Whew! That was really hard to put into words! Perhaps someone else can put this more simply (or gently tell me that I've way off base...).

Reflections from the week

I'm still gathering all of my thoughts over the past few days, including a piece on invocations in general.

I'm curious as to what some of your lasting impressions are???

I'll start everyone with perhaps my favorite: Pete Seeger, his grandson, and Bruce Springsteen leading the singalong of "This Land is Your Land" at the Lincoln Memorial: not in protest, but with great hope for the future.

Tuesday, January 20, 2009

More on Warren

Cathy Lynn Grossman of USA Today wrote an analysis of Rick Warren's invocation.

"Pastor Rick Warren's invocation uses Jewish, Christian mix."

She wrote that "Controversial evangelical pastor Rick Warren opened Barack Obama's inaugural ceremony Tuesday by touching on the two greatest prayers in Judaism and Christianity and asking God to grace the nation with clarity, responsibility and civility, 'even when we differ.''"

I give Warren credit for using his invocation to point towards unity as Americans.
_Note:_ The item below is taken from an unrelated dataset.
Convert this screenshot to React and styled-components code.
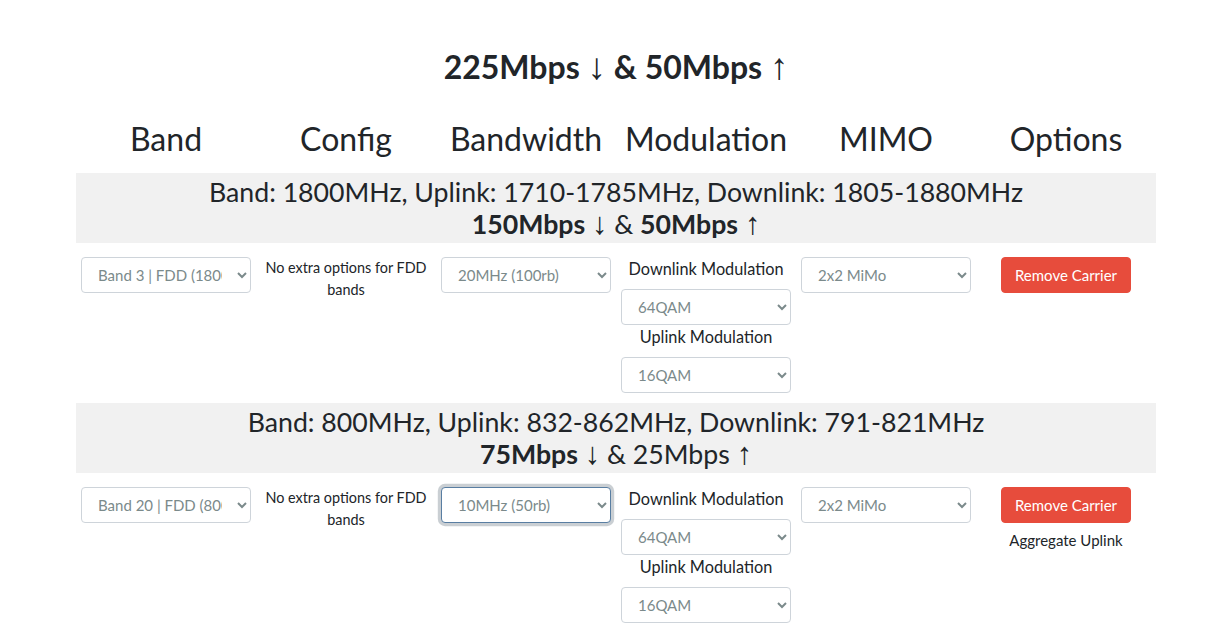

He said, "Help us, O God, to remember that we are Americans, united not by race or religion or blood, but to our commitment to freedom and justice for all."

However, I think that Grossman misses how the two prayers were used in the invocation.
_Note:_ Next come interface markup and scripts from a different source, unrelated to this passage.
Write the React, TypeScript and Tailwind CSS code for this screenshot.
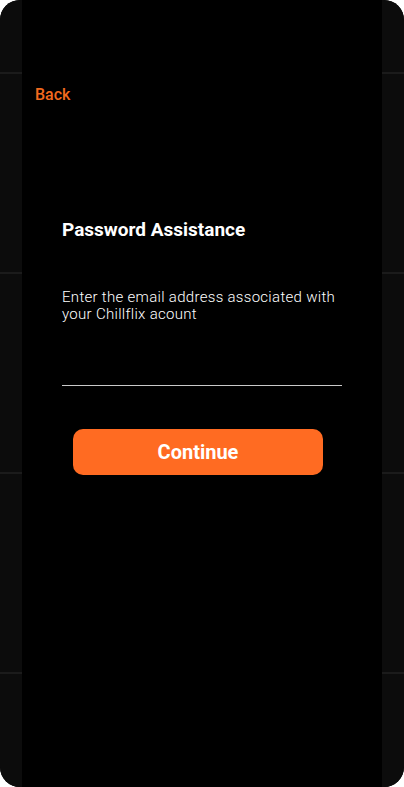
const SideStrip = () => (
  <div className="w-[22px] flex-shrink-0 bg-[#0c0c0c] flex flex-col pt-[72px]">
    {[0, 1, 2, 3].map((i) => (
      <div key={i} className="flex flex-col">
        <div className="h-[2px] bg-[#1b1b1b]" />
        <div className="h-[198px]" />
      </div>
    ))}
  </div>
);

export default function App() {
  return (
    <div className="w-[404px] h-[787px] bg-white" style={{ fontFamily: 'Roboto, "Liberation Sans", sans-serif' }}>
      <div className="w-full h-full rounded-[20px] overflow-hidden flex bg-black">
        <SideStrip />
        <div className="flex-1 flex flex-col bg-black">
          <p className="mt-[85px] ml-[13px] text-[16px] leading-[20px] font-medium text-[#f26a1e]">Back</p>

          <div className="px-[40px] flex flex-col">
            <h1 className="mt-[113px] text-[19px] leading-[24px] font-bold text-white">Password Assistance</h1>
            <p className="mt-[47px] text-[15px] leading-[17px] font-light tracking-[0.3px] text-white">
              Enter the email address associated with your Chillflix acount
            </p>
            <div className="mt-[62px] h-px bg-[#c9c9c9]" />
          </div>

          <button className="mt-[43px] ml-[51px] w-[250px] h-[46px] rounded-[10px] bg-[#ff6b22] text-white text-[20px] font-bold">
            Continue
          </button>
        </div>
        <SideStrip />
      </div>
    </div>
  );
}
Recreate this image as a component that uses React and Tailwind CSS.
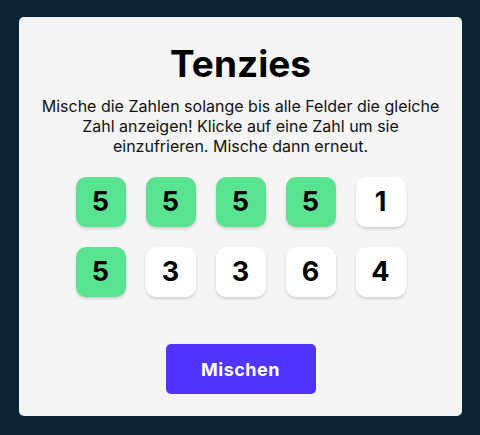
import React from 'react'

const dice = [
    { value: 5, held: true },
    { value: 5, held: true },
    { value: 5, held: true },
    { value: 5, held: true },
    { value: 1, held: false },
    { value: 5, held: true },
    { value: 3, held: false },
    { value: 3, held: false },
    { value: 6, held: false },
    { value: 4, held: false },
]

function Die({ value, held }) {
    return (
        <div
            className={`w-[50px] h-[50px] rounded-[10px] flex items-center justify-center text-[27px] font-bold text-black shadow-[0_2px_3px_rgba(0,0,0,0.15)] ${held ? 'bg-[#59e391]' : 'bg-white'}`}
        >
            {value}
        </div>
    )
}

export default function App() {
    return (
        <div className="w-[480px] h-[435px] bg-[#0b2434] pt-[17px] pl-[19px] font-['Inter',sans-serif]">
            <div className="w-[443px] h-[399px] bg-[#f5f5f5] rounded-[5px] flex flex-col items-center">
                <h1 className="mt-[24px] text-[37px] leading-[45px] font-bold text-black">Tenzies</h1>
                <p className="mt-[10px] px-[22px] text-center text-[16px] leading-[20px] text-[#111]">
                    Mische die Zahlen solange bis alle Felder die gleiche Zahl anzeigen! Klicke auf eine Zahl um sie einzufrieren. Mische dann erneut.
                </p>
                <div className="mt-[21px] grid grid-cols-5 gap-[20px]">
                    {dice.map((d, i) => (
                        <Die key={i} value={d.value} held={d.held} />
                    ))}
                </div>
                <button className="mt-[47px] w-[150px] h-[50px] rounded-[5px] bg-[#5035ff] text-white text-[18px] font-bold tracking-[0.5px]">
                    Mischen
                </button>
            </div>
        </div>
    )
}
Warren said in the beginning of his invocation "The Scripture tells us, ‘Hear, O Israel, the Lord is our God; the Lord is one. And you are the compassionate and merciful one. And you are loving to everyone you have made.’"

That is touching on the Jewish prayer.

He concluded with these words:

”I humbly ask this in the name of the one who changed my life, Yeshua, Isa, Jesus, Jesus (hay-SOOS), who taught us to pray, Our Father who art in heaven hallowed be thy name, thy kingdom come, thy will be done on Earth as it is in heaven. Give us this day our daily bread and forgive us our trespasses as we forgive those who trespass against us, and lead us not into temptation, but deliver us from evil, for thine is the kingdom and the power and the glory forever. Amen."
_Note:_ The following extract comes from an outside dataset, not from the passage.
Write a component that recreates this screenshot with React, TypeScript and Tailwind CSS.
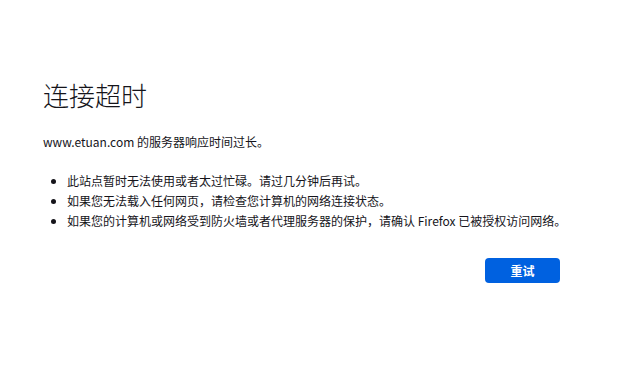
export default function App() {
  return (
    <div className="w-[626px] h-[386px] bg-white text-[#15141a]" style={{ fontFamily: '"Noto Sans CJK SC", sans-serif' }}>
      <div className="pl-[43px] pt-[77px] w-[610px]">
        <h1 className="text-[26px] font-light leading-[36px] m-0">连接超时</h1>
        <p className="mt-[19px] text-[12px] leading-[20px]">www.etuan.com 的服务器响应时间过长。</p>
        <ul className="mt-[19px] pl-[24px] list-disc text-[12px] leading-[20px]">
          <li>此站点暂时无法使用或者太过忙碌。请过几分钟后再试。</li>
          <li>如果您无法载入任何网页，请检查您计算机的网络连接状态。</li>
          <li>如果您的计算机或网络受到防火墙或者代理服务器的保护，请确认 Firefox 已被授权访问网络。</li>
        </ul>
        <div className="flex mt-[27px] pl-[442px]">
          <button className="w-[75px] h-[25px] rounded-[4px] bg-[#0061e0] text-white text-[12px] font-bold">重试</button>
        </div>
      </div>
    </div>
  );
}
That's not touching on the Christian prayer. That's praying the Lord's Prayer.

There's nothing wrong with the Lord's Prayer. It's a beautiful, powerful prayer. The occasion of giving the invocation for the Inauguration of the 44th president of the United States of America simply is not the time to use it.

Others seem to reach this same conclusion.

I think Jim Naughton of the Diocese of Washington (quoted in Grossman's article) is right on in saying Warren's speech was "as inclusive as his conscience would allow him to be."

It's a genuine attempt...but it's not inclusive.

Inauguration Day

WHAT A DAY!!! Obama's speech was fantastic! "The time has come to set aside childish things. The time has come to reaffirm our enduring spirit; to choose our better history; to carry forward that precious gift, that noble idea, passed on from generation to generation: the God-given promise that all are equal, all are free, and all deserve a chance to pursue their full measure of happiness." Beautiful words.

I was struck by the following as well: "For we know that our patchwork heritage is a strength, not a weakness. We are a nation of Christians and Muslims, Jews and Hindus -- and nonbelievers."

I was pleased by these words...a critical uplifting of Americans who claim other paths to God, as well as of those who claim no religion...and a sharp contrast to The Rev. Rick Warren's Jesus centered invocation that was not appropriate for the inclusiveness of the nation. I was shocked when Warren used the Lord's Prayer...

Also in lovely contrast to Warren's invocation was Rev. Joseph Lowery's benediction:

"And while we have sown the seeds of greed — the wind of greed and corruption, and even as we reap the whirlwind of social and economic disruption, we seek forgiveness and we come in a spirit of unity and solidarity to commit our support to our president by our willingness to make sacrifices, to respect your creation, to turn to each other and not on each other."

I'm so moved by it all, that I'm trying something new: entering the blogging world once more!